*EXERCISE REQUIREMENTS*
Tally up the lines carrying the string "document" and respond with only the resulting number.

*INFORMATION SUPPLIED*
+ + +

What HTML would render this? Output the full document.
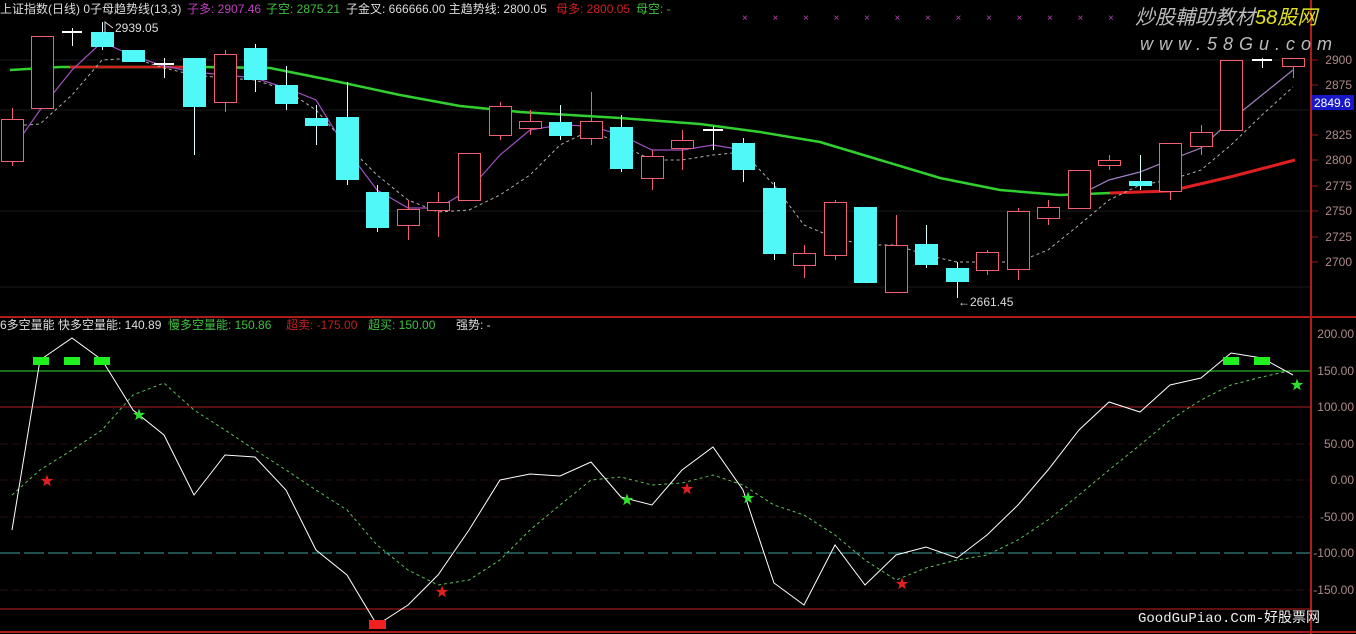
<!DOCTYPE html><html><head><meta charset="utf-8"><style>
body{margin:0;background:#000;width:1356px;height:634px;overflow:hidden;font-family:"Liberation Sans","Noto Sans CJK SC",sans-serif}
svg{display:block}
</style></head><body>
<svg id="s" width="1356" height="634" xmlns="http://www.w3.org/2000/svg" font-family="Liberation Sans, Noto Sans CJK SC, sans-serif" font-size="12">
<rect width="1356" height="634" fill="#000"/>
<g id="grid"></g>
<line x1="1311" y1="0" x2="1311" y2="634" stroke="#b01c1c" stroke-width="2"/>
<line x1="0" y1="317" x2="1356" y2="317" stroke="#b01c1c" stroke-width="2"/>
<line x1="0" y1="632" x2="1356" y2="632" stroke="#b01c1c" stroke-width="2"/>
<g id="c"></g>
<text x="0" y="13" fill="#ddd">上证指数(日线) 0子母趋势线(13,3)</text>
<text x="187" y="13" fill="#c040c0">子多: 2907.46</text>
<text x="266" y="13" fill="#40c040">子空: 2875.21</text>
<text x="346" y="13" fill="#ddd">子金叉: 666666.00  主趋势线: 2800.05</text>
<text x="556" y="13" fill="#d02020">母多: 2800.05</text>
<text x="636" y="13" fill="#40c040">母空: -</text>
<text x="115" y="32" fill="#ddd">2939.05</text>
<text x="958" y="306" fill="#ddd">←2661.45</text>
<text x="0" y="329" fill="#ddd">6多空量能  快多空量能: 140.89</text>
<text x="168" y="329" fill="#40c040">慢多空量能: 150.86</text>
<text x="286" y="329" fill="#c02020">超卖: -175.00</text>
<text x="368" y="329" fill="#40c040">超买: 150.00</text>
<text x="456" y="329" fill="#ddd">强势: -</text>
<text x="1135" y="24" fill="#bbb" font-size="20" font-style="italic">炒股輔助教材<tspan fill="#e0e020">58股网</tspan></text>
<text x="1140" y="50" fill="#bbb" font-size="18" font-style="italic" letter-spacing="6">www.58Gu.com</text>
<text x="1138" y="622" fill="#eee" font-size="14" font-family="Liberation Mono, Noto Sans CJK SC, monospace">GoodGuPiao.Com-好股票网</text>
<rect x="1312" y="95" width="42" height="15" fill="#1818c8"/>
<text x="1314" y="107" fill="#fff">2849.6</text>
</svg>
<script>
const NS="http://www.w3.org/2000/svg",c=document.getElementById('c'),g=document.getElementById('grid');
function el(t,a,p){const e=document.createElementNS(NS,t);for(const k in a)e.setAttribute(k,a[k]);(p||c).appendChild(e);return e}
[60,110,211,287].forEach(y=>el('line',{x1:0,y1:y,x2:1310,y2:y,stroke:'#1c1c1c'},g));
[[2900,60],[2875,85],[2825,135],[2800,160],[2775,186],[2750,211],[2725,237],[2700,262]].forEach(([v,y])=>{el('text',{x:1352,y:y+4,fill:'#b08a8a','text-anchor':'end'},g).textContent=v;el('line',{x1:1311,y1:y,x2:1318,y2:y,stroke:'#a01818'},g)});
[['200.00',334],['150.00',371],['100.00',407],['50.00',444],['0.00',480],['-50.00',517],['-100.00',553],['-150.00',590]].forEach(([v,y])=>{el('text',{x:1354,y:y+4,fill:'#b08a8a','text-anchor':'end'},g).textContent=v;});
[444,480,517,590].forEach(y=>el('line',{x1:0,y1:y,x2:1310,y2:y,stroke:'#2a1010','stroke-dasharray':'8 4'},g));
el('line',{x1:0,y1:407,x2:1310,y2:407,stroke:'#b02020'},g);
el('line',{x1:0,y1:371,x2:1310,y2:371,stroke:'#30e030'},g);
el('line',{x1:0,y1:553,x2:1310,y2:553,stroke:'#40a0a0','stroke-dasharray':'20 4'},g);
el('line',{x1:0,y1:609,x2:1310,y2:609,stroke:'#c02020'},g);
for(let x=745;x<1120;x+=30.5){el('text',{x:x-3,y:21,fill:'#c040c0','font-size':10},g).textContent='×'}
const C=[[12,119,161,'r',108,166],[42,36,108,'r',36,108],[72,32,32,'w',28,46],[102,32,47,'c',22,50],[133,50,62,'c',50,62],[164,64,64,'w',58,78],[194,58,107,'c',58,155],[225,54,102,'r',50,112],[255,48,80,'c',44,92],[286,85,104,'c',66,110],[316,118,126,'c',105,145],[347,117,180,'c',82,185],[377,192,228,'c',185,232],[408,209,225,'r',200,240],[438,202,210,'r',192,237],[469,153,200,'r',153,200],[500,106,135,'r',102,140],[530,121,128,'r',110,135],[560,122,136,'c',105,140],[591,121,138,'r',92,145],[621,127,169,'c',115,172],[652,156,178,'r',150,190],[682,140,148,'r',130,170],[713,130,130,'w',126,150],[743,143,170,'c',138,182],[774,188,254,'c',182,260],[804,253,265,'r',245,278],[835,202,255,'r',200,260],[865,207,283,'c',207,283],[896,245,292,'r',215,293],[926,244,265,'c',225,268],[957,268,282,'c',262,298],[987,252,270,'r',250,275],[1018,211,269,'r',208,280],[1048,207,218,'r',200,225],[1079,170,208,'r',170,208],[1109,160,165,'r',155,170],[1140,181,186,'c',155,190],[1170,143,191,'r',143,200],[1201,132,146,'r',125,155],[1231,60,130,'r',60,130],[1262,60,60,'w',58,68],[1293,58,66,'r',58,78]];
function pl(pts,a){el('polyline',Object.assign({points:pts.map(p=>p.join(',')).join(' '),fill:'none'},a))}
pl([[10,70],[60,67],[200,67],[270,68],[330,80],[400,95],[460,106],[520,112],[620,118],[700,124],[760,132],[820,142],[880,160],[940,178],[1000,190],[1060,195],[1110,193]],{stroke:'#30d030','stroke-width':2.5});
pl([[70,67],[190,67]],{stroke:'#d02020','stroke-width':2.5});
pl([[1110,193],[1170,191],[1230,177],[1295,160]],{stroke:'#e02020','stroke-width':3});
const dm=[[12,126],[40,124],[72,95],[102,60],[133,58],[164,68],[194,75],[225,78],[255,80],[286,90],[316,110],[347,145],[377,175],[408,200],[438,212],[469,210],[500,195],[530,175],[560,145],[591,130],[621,145],[652,160],[682,160],[713,155],[743,152],[774,185],[804,225],[835,238],[865,245],[896,245],[926,255],[957,262],[987,262],[1018,262],[1048,250],[1079,225],[1109,200],[1140,185],[1170,180],[1201,170],[1231,145],[1262,115],[1293,87]];
pl(dm,{stroke:'#b0b0b0','stroke-dasharray':'3 3'});
pl([[12,150],[40,110],[72,70],[102,42],[133,56],[164,66],[194,72],[225,75],[255,78],[286,88],[316,100],[347,150],[377,190],[408,208],[438,208],[469,190],[500,155],[530,130],[560,125],[591,126],[621,135],[652,150],[682,150],[713,145],[743,150]],{stroke:'#a050c0','stroke-width':1.2});
pl([[1079,195],[1109,180],[1140,172],[1170,160],[1201,148],[1231,120],[1262,95],[1293,70]],{stroke:'#a080c0','stroke-width':1.2});
C.forEach(([x,t,b,k,wt,wb])=>{
 const xc=x+0.5;
 if(k=='w'){el('line',{x1:xc,y1:wt,x2:xc,y2:wb,stroke:'#fff'});el('line',{x1:x-10,y1:t,x2:x+10,y2:t,stroke:'#fff','stroke-width':2});return}
 const col=k=='r'?'#f06070':'#50f8f8';
 el('line',{x1:xc,y1:wt,x2:xc,y2:wb,stroke:k=='r'?col:'#e0ffff'});
 if(k=='r')el('rect',{x:x-10.5,y:t+0.5,width:22,height:Math.max(b-t,1),fill:'#000',stroke:col});
 else el('rect',{x:x-11,y:t,width:23,height:Math.max(b-t,2),fill:col});
});
el('polyline',{points:'105,33 105,22 113,28',fill:'none',stroke:'#ddd'});
pl([[12,495],[40,470],[72,450],[102,430],[133,395],[164,383],[194,410],[225,430],[255,450],[286,470],[316,490],[347,510],[377,545],[408,570],[438,585],[469,580],[500,560],[530,530],[560,505],[591,480],[621,477],[652,485],[682,483],[713,475],[743,485],[774,505],[804,515],[835,535],[865,560],[896,580],[926,568],[957,560],[987,555],[1018,540],[1048,520],[1079,495],[1109,470],[1140,445],[1170,420],[1201,400],[1231,385],[1262,377],[1293,370]],{stroke:'#60c060','stroke-dasharray':'3 3'});
pl([[12,530],[40,360],[72,338],[102,360],[133,410],[164,435],[194,495],[225,455],[255,457],[286,490],[316,550],[347,575],[377,625],[408,605],[438,575],[469,530],[500,480],[530,474],[560,476],[591,462],[621,497],[652,505],[682,470],[713,447],[743,490],[774,583],[804,605],[835,545],[865,585],[896,555],[926,547],[957,558],[987,535],[1018,505],[1048,470],[1079,430],[1109,402],[1140,412],[1170,385],[1201,378],[1231,353],[1262,358],[1293,375]],{stroke:'#fff'});
[41,72,102,1231,1262].forEach(x=>el('rect',{x:x-8,y:357,width:16,height:8,fill:'#20f020'}));
el('rect',{x:369,y:620,width:17,height:9,fill:'#f02020'});
function star(x,y,col){let p=[];for(let i=0;i<10;i++){const r=i%2?2.6:6.5,a=-Math.PI/2+i*Math.PI/5;p.push((x+r*Math.cos(a)).toFixed(1)+','+(y+r*Math.sin(a)).toFixed(1))}el('polygon',{points:p.join(' '),fill:col})}
[[47,481],[442,592],[687,489],[902,584]].forEach(p=>star(p[0],p[1],'#e02020'));
[[139,415],[627,500],[748,498],[1297,385]].forEach(p=>star(p[0],p[1],'#30e030'));
</script>
</body></html>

+ + +

*FINAL RESULT*
3